● What you need to do: Reproduce the data below in full and exclude every picture.

——

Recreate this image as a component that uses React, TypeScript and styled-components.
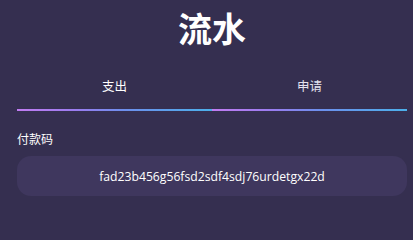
import React from "react";
import styled, { createGlobalStyle } from "styled-components";

const GlobalStyle = createGlobalStyle`
  html, body {
    margin: 0;
    padding: 0;
    background: #352f50;
  }
  body {
    font-family: "Noto Sans", "Noto Sans CJK SC", sans-serif;
    color: #ffffff;
  }
`;

const Page = styled.div`
  padding: 0 6px 0 17px;
  height: 205px;
  box-sizing: border-box;
  overflow: hidden;
`;

const Title = styled.h1`
  margin: 0;
  padding-top: 6px;
  text-align: center;
  font-family: "Noto Sans CJK SC", sans-serif;
  font-size: 34px;
  font-weight: 700;
  line-height: 44px;
`;

const Tabs = styled.div`
  display: flex;
  margin-top: 27px;
`;

const Tab = styled.div<{ $active?: boolean }>`
  flex: 1;
  text-align: center;
  font-family: "Noto Sans CJK SC", sans-serif;
  font-size: 12.5px;
  line-height: 18px;
  color: ${(p) => (p.$active ? "#ffffff" : "#e4e2ee")};
  padding-bottom: 14px;
  border-bottom: 2px solid transparent;
  border-image: linear-gradient(90deg, #c27cf2 0%, #9b7cf0 30%, #6d8fec 55%, #4cb0ea 100%) 1;
  cursor: pointer;
`;

const Label = styled.div`
  margin-top: 19px;
  font-family: "Noto Sans CJK SC", sans-serif;
  font-size: 12px;
  line-height: 17px;
`;

const CodeBox = styled.div`
  margin-top: 9px;
  height: 40px;
  border-radius: 14px;
  background: #3f375e;
  display: flex;
  align-items: center;
  justify-content: center;
  font-family: "Open Sans", "Noto Sans", sans-serif;
  font-size: 12.2px;
`;

export default function App() {
  return (
    <>
      <GlobalStyle />
      <Page>
        <Title>流水</Title>
        <Tabs>
          <Tab $active>支出</Tab>
          <Tab>申请</Tab>
        </Tabs>
        <Label>付款码</Label>
        <CodeBox>fad23b456g56fsd2sdf4sdj76urdetgx22d</CodeBox>
      </Page>
    </>
  );
}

——

● Reply to the task:
Recreate this image as a component that uses React, TypeScript and styled-components.
import React from "react";
import styled, { createGlobalStyle } from "styled-components";

const GlobalStyle = createGlobalStyle`
  html, body {
    margin: 0;
    padding: 0;
    background: #352f50;
  }
  body {
    font-family: "Noto Sans", "Noto Sans CJK SC", sans-serif;
    color: #ffffff;
  }
`;

const Page = styled.div`
  padding: 0 6px 0 17px;
  height: 205px;
  box-sizing: border-box;
  overflow: hidden;
`;

const Title = styled.h1`
  margin: 0;
  padding-top: 6px;
  text-align: center;
  font-family: "Noto Sans CJK SC", sans-serif;
  font-size: 34px;
  font-weight: 700;
  line-height: 44px;
`;

const Tabs = styled.div`
  display: flex;
  margin-top: 27px;
`;

const Tab = styled.div<{ $active?: boolean }>`
  flex: 1;
  text-align: center;
  font-family: "Noto Sans CJK SC", sans-serif;
  font-size: 12.5px;
  line-height: 18px;
  color: ${(p) => (p.$active ? "#ffffff" : "#e4e2ee")};
  padding-bottom: 14px;
  border-bottom: 2px solid transparent;
  border-image: linear-gradient(90deg, #c27cf2 0%, #9b7cf0 30%, #6d8fec 55%, #4cb0ea 100%) 1;
  cursor: pointer;
`;

const Label = styled.div`
  margin-top: 19px;
  font-family: "Noto Sans CJK SC", sans-serif;
  font-size: 12px;
  line-height: 17px;
`;

const CodeBox = styled.div`
  margin-top: 9px;
  height: 40px;
  border-radius: 14px;
  background: #3f375e;
  display: flex;
  align-items: center;
  justify-content: center;
  font-family: "Open Sans", "Noto Sans", sans-serif;
  font-size: 12.2px;
`;

export default function App() {
  return (
    <>
      <GlobalStyle />
      <Page>
        <Title>流水</Title>
        <Tabs>
          <Tab $active>支出</Tab>
          <Tab>申请</Tab>
        </Tabs>
        <Label>付款码</Label>
        <CodeBox>fad23b456g56fsd2sdf4sdj76urdetgx22d</CodeBox>
      </Page>
    </>
  );
}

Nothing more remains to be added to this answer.